The chart above contrasts my surveys-based one-year real rate relative to the average of model- and market-implied R* estimates with a proxy of the Fed’s view on this real rate gap using information from its own Summary of Economic Projections (SEP). This chart suggests that since the March FOMC policy stance expectations from “Main Street” and markets have been in line with the Fed’s own assessment of the restrictiveness of its stance over the year. This partly reflects, however, more disagreement amongst FOMC members since March with regards to the degree of restrictiveness of their policy stance (given the widening of the red dots in June compared to March in the above chart).
Looking Beyond Today
Recent data have been encouraging for the Fed in terms of a possible pickup in disinflation going forward, including monthly spot inflation data gaining back some disinflation momentum in April and May. However, the underlying inflation data suggests we need to see at least three consecutive months of weak inflation data readings before such a disinflationary trend indeed has become more apparent.

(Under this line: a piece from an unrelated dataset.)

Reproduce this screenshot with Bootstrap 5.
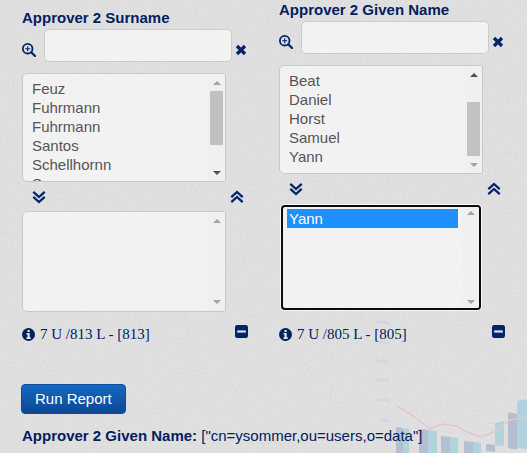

Between today and the September meeting we will get three reports for both the CPI and PCE price indices. Combined with a solid but no longer hot labor market it does makes sense for the Fed to keep the Fed funds rate on hold to allow it to gain more confidence from the incoming data to whether the economy indeed is back on track towards a trend inflation rate around 2%.
Today’s CPI inflation data as well as recent readings on household income growth and spending solidify the September FOMC meeting as the likely starting point of a rate easing cycle aimed at bringing the policy rate gradually back towards neutral. Any lack of progress in the forthcoming data releases over the summer, however, will push out rate cuts. And in that particular case it likely will mean no rate cuts at all this year given the FOMC’s own uncertainty about how restrictive its policy stance really is at the moment.